Google has been accused of abusing its market position and maintaining an illegal monopoly over internet searches by the US Department of Justice.

In what is the biggest move yet against the power of the big four technology firms, the DoJ’s suit alleges that Google effectively locks out the competition in the internet search business.

Sources in the Justice Department quoted by the Wall Street Journal said that the lawsuit will also challenge how Google’s search engine is embedded on mobile phones running the Android operating system.

The US move follows a step-up in actions against the major tech firms by the European Union and comes a year after the DoJ and Federal Trade Commission started an investigation into the combined power of Google,, Apple and Facebook.

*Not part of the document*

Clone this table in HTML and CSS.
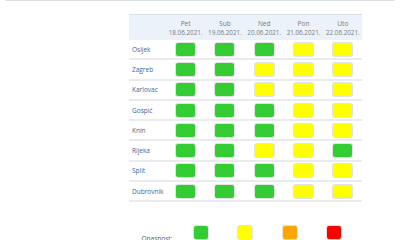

The EU has already fined Google more than US$9bn in three different actions related to blocking access to advertisers and Android.

Google handles around 80% of US internet search enquiries, which the company posting revenues of US$162bn last year.

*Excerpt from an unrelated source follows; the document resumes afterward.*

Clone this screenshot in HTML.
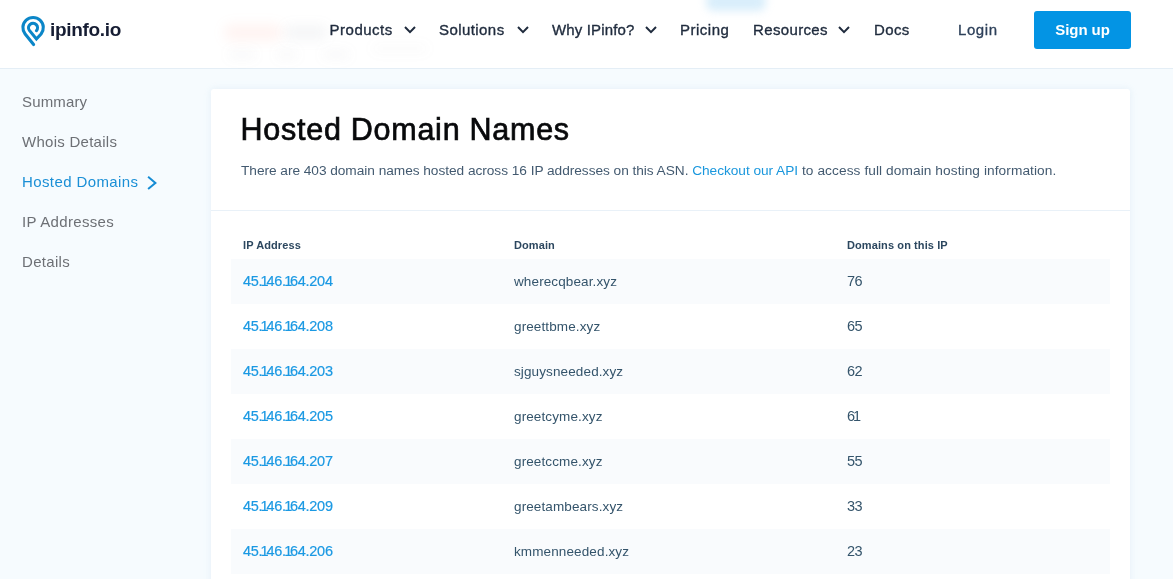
<!DOCTYPE html>
<html lang="en">
<head>
<meta charset="utf-8">
<title>Hosted Domain Names - IPinfo.io</title>
<style>
*{box-sizing:border-box;margin:0;padding:0}
html,body{width:1173px;height:579px;overflow:hidden}
body{font-family:"Liberation Sans",sans-serif;background:#f6fbfe;color:#243b53;position:relative}
a{text-decoration:none;color:#1a97dd}

/* ---------- header ---------- */
.hdr{position:absolute;left:0;top:0;width:1173px;height:69px;background:#fff;border-bottom:1px solid #e4eef6;z-index:5}
.logo{position:absolute;left:0;top:0}
.logo svg{position:absolute;left:16px;top:10px;width:36px;height:40px;overflow:visible}
.logo span{position:absolute;left:50px;top:19px;font-size:19px;line-height:22px;font-weight:700;color:#161d33;letter-spacing:-0.32px;white-space:nowrap}
.nav a{position:absolute;top:20px;font-size:15px;line-height:20px;color:#1f2b3d;white-space:nowrap;-webkit-text-stroke:0.35px #1f2b3d}
.nav svg{position:absolute;top:26.1px;width:12px;height:9px;overflow:visible}
.login{position:absolute;left:958px;top:20px;font-size:15px;letter-spacing:0.58px;line-height:20px;color:#2d405a;-webkit-text-stroke:0.3px #2d405a}
.signup{position:absolute;left:1034px;top:11px;width:97px;height:38px;border-radius:3px;background:#0394e4;color:#fff;font-size:15px;line-height:38px;text-align:center;font-weight:700;letter-spacing:-0.08px}

.hdr,.side,.card{will-change:transform}
.blur{position:absolute;border-radius:8px;filter:blur(6px)}
/* ---------- sidebar ---------- */
.side a{position:absolute;left:22px;font-size:15px;line-height:20px;color:#6d7075;white-space:nowrap}
.side a.on{color:#1a8fd6}
.side svg{position:absolute;overflow:visible}

/* ---------- card ---------- */
.card{position:absolute;left:211px;top:89px;width:919px;height:520px;background:#fff;border-radius:3px;box-shadow:0 0 7px rgba(185,212,232,.3)}
.card h1{position:absolute;left:29.5px;top:21.4px;font-size:30.5px;line-height:38px;font-weight:400;color:#08090b;white-space:nowrap;-webkit-text-stroke:0.7px #08090b;letter-spacing:0.74px}
.card p{position:absolute;left:30px;top:73px;font-size:13.7px;line-height:18px;color:#435a70;white-space:nowrap;letter-spacing:-0.04px}
.sep{position:absolute;left:0;top:121px;width:919px;height:1px;background:#e9f1f8}

table{position:absolute;left:20px;top:142px;width:879px;border-collapse:collapse;table-layout:fixed}
th{height:28px;text-align:left;padding:0 12px;font-size:11px;font-weight:700;color:#2c475f;vertical-align:middle;white-space:nowrap;letter-spacing:0.1px}
td{height:45px;padding:0 12px 1.5px;font-size:13.5px;color:#34546b;vertical-align:middle;white-space:nowrap;letter-spacing:0.08px}
td:last-child{font-size:14.5px;letter-spacing:-0.5px}
td:nth-child(2){padding-bottom:0;letter-spacing:0.12px}
tbody tr:nth-child(odd){background:#f9fbfd}
td a{color:#1b99e3;font-size:14.5px;letter-spacing:-0.3px;-webkit-text-stroke:0.2px #1b99e3}
td b{font-weight:400;margin:0 -1.8px 0 -1.7px}
</style>
</head>
<body>

<div class="hdr">
  <div class="blur" style="left:224px;top:24px;width:58px;height:17px;background:rgba(255,130,110,.09)"></div>
  <div class="blur" style="left:284px;top:25px;width:44px;height:15px;background:rgba(120,125,140,.07)"></div>
  <div class="blur" style="left:228px;top:50px;width:28px;height:9px;background:rgba(120,125,140,.05)"></div>
  <div class="blur" style="left:276px;top:50px;width:22px;height:9px;background:rgba(120,125,140,.05)"></div>
  <div class="blur" style="left:322px;top:50px;width:28px;height:9px;background:rgba(120,125,140,.05)"></div>
  <div class="blur" style="left:372px;top:44px;width:56px;height:9px;background:rgba(120,125,140,.03)"></div>
  <div class="blur" style="left:706px;top:-8px;width:60px;height:19px;background:rgba(110,190,240,.26);filter:blur(4px)"></div>
  <div class="logo">
    <svg viewBox="16 10 36 40"><path d="M36.4 30.7 A4.5 4.5 0 1 0 29.4 30.4 L36.4 39 L41.06 34.03 A10.2 10.2 0 1 0 25.14 34.03 L33.6 44.5" fill="none" stroke="#0b86c8" stroke-width="3.1" stroke-linecap="round" stroke-linejoin="miter"/></svg>
    <span>ipinfo.io</span>
  </div>
  <div class="nav">
    <a style="left:329.6px;letter-spacing:0.5px">Products</a>
    <svg style="left:404px" viewBox="0 0 12 9"><path d="M1 1 L6 6.1 L11 1" fill="none" stroke="#1f2b3d" stroke-width="2"/></svg>
    <a style="left:439px;letter-spacing:0.43px">Solutions</a>
    <svg style="left:516.5px" viewBox="0 0 12 9"><path d="M1 1 L6 6.1 L11 1" fill="none" stroke="#1f2b3d" stroke-width="2"/></svg>
    <a style="left:552px;letter-spacing:0.15px">Why IPinfo?</a>
    <svg style="left:645px" viewBox="0 0 12 9"><path d="M1 1 L6 6.1 L11 1" fill="none" stroke="#1f2b3d" stroke-width="2"/></svg>
    <a style="left:680px;letter-spacing:0.5px">Pricing</a>
    <a style="left:753px;letter-spacing:0.36px">Resources</a>
    <svg style="left:838px" viewBox="0 0 12 9"><path d="M1 1 L6 6.1 L11 1" fill="none" stroke="#1f2b3d" stroke-width="2"/></svg>
    <a style="left:874px;letter-spacing:0.36px">Docs</a>
  </div>
  <a class="login">Login</a>
  <a class="signup">Sign up</a>
</div>

<div class="side">
  <a style="top:92px;letter-spacing:0.14px">Summary</a>
  <a style="top:132px;letter-spacing:0.27px">Whois Details</a>
  <a class="on" style="top:172px;letter-spacing:0.4px">Hosted Domains</a>
  <svg style="left:146px;top:176px;width:12px;height:14px" viewBox="0 0 12 14"><path d="M2.1 0.8 L9.4 6.9 L2.1 13" fill="none" stroke="#158cd4" stroke-width="2"/></svg>
  <a style="top:212px;letter-spacing:0.33px">IP Addresses</a>
  <a style="top:252px;letter-spacing:0.3px">Details</a>
</div>

<div class="card">
  <h1>Hosted Domain Names</h1>
  <p>There are 403 domain names hosted across 16 IP addresses on this ASN. <a>Checkout our API</a><span style="letter-spacing:0.08px"> to access full domain hosting information.</span></p>
  <div class="sep"></div>
  <table>
    <colgroup><col style="width:271px"><col style="width:333px"><col></colgroup>
    <thead><tr><th>IP Address</th><th>Domain</th><th>Domains on this IP</th></tr></thead>
    <tbody>
      <tr><td><a>45.<b>1</b>46.<b>1</b>64.204</a></td><td>wherecqbear.xyz</td><td>76</td></tr>
      <tr><td><a>45.<b>1</b>46.<b>1</b>64.208</a></td><td>greettbme.xyz</td><td>65</td></tr>
      <tr><td><a>45.<b>1</b>46.<b>1</b>64.203</a></td><td>sjguysneeded.xyz</td><td>62</td></tr>
      <tr><td><a>45.<b>1</b>46.<b>1</b>64.205</a></td><td>greetcyme.xyz</td><td>6<b>1</b></td></tr>
      <tr><td><a>45.<b>1</b>46.<b>1</b>64.207</a></td><td>greetccme.xyz</td><td>55</td></tr>
      <tr><td><a>45.<b>1</b>46.<b>1</b>64.209</a></td><td>greetambears.xyz</td><td>33</td></tr>
      <tr><td><a>45.<b>1</b>46.<b>1</b>64.206</a></td><td>kmmenneeded.xyz</td><td>23</td></tr>
      <tr><td><a>45.<b>1</b>46.<b>1</b>64.201</a></td><td>greetcame.xyz</td><td>20</td></tr>
    </tbody>
  </table>
</div>

</body>
</html>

The DoJ’s action is the first time since 1998 when Microsoft was sued that the US government has used the 1890 Sherman anti-trust law to accuse a company of operating a monopoly.

AT&T was also broken up into regional Bell companies through the use of the Act.

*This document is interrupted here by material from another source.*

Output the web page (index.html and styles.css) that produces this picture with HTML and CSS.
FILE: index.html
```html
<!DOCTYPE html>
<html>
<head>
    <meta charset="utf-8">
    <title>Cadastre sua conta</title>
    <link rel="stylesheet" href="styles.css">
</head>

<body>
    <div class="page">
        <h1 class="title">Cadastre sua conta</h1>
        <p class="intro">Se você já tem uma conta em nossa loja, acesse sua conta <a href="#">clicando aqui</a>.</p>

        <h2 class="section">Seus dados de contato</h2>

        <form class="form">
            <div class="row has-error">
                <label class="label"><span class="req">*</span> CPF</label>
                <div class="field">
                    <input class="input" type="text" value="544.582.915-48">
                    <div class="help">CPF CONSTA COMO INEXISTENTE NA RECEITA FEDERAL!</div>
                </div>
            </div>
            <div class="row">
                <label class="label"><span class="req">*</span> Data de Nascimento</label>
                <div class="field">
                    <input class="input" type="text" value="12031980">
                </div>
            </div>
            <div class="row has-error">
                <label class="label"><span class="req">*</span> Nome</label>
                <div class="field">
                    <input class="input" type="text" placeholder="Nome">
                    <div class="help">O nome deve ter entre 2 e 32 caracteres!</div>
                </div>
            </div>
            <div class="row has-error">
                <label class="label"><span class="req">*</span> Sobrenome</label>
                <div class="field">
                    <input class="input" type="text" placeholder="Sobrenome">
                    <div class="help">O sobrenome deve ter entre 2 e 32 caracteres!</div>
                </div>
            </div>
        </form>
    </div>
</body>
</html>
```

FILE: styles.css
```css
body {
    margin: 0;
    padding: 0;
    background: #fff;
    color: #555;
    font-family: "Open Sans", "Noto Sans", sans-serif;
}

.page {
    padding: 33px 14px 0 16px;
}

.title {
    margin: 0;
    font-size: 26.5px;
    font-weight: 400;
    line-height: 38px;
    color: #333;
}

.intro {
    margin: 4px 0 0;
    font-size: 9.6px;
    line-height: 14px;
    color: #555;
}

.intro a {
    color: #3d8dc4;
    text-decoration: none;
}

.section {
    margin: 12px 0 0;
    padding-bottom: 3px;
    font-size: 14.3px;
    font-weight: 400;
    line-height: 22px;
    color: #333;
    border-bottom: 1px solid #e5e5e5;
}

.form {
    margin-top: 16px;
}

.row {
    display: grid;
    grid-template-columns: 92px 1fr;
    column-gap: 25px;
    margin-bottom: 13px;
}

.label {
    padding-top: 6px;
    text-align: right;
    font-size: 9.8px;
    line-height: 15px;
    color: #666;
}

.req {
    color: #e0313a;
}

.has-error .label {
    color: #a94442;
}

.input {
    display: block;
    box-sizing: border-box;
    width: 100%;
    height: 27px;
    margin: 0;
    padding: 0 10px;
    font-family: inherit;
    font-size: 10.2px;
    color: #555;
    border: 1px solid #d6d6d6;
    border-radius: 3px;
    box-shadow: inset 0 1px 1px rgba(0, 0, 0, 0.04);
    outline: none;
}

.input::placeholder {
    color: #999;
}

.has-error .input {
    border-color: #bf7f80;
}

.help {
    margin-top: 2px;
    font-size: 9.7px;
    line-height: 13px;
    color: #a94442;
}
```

President Trump has hardened his stance on ‘big tech’ recently following a report that Big Tech was hurting both the US economy and free speech having previously and famously criticised the EU for fining a ‘great’ US company.

Shares in Alphabet Inc (NASDAQ:GOOGL), Google’s parent company, reacted calmly to the news, which had been expected.

Analysts suggested that given the animosity between the US political parties any concerted action would be hard to achieve.

Shares rose 0.6% to US$1,538.64.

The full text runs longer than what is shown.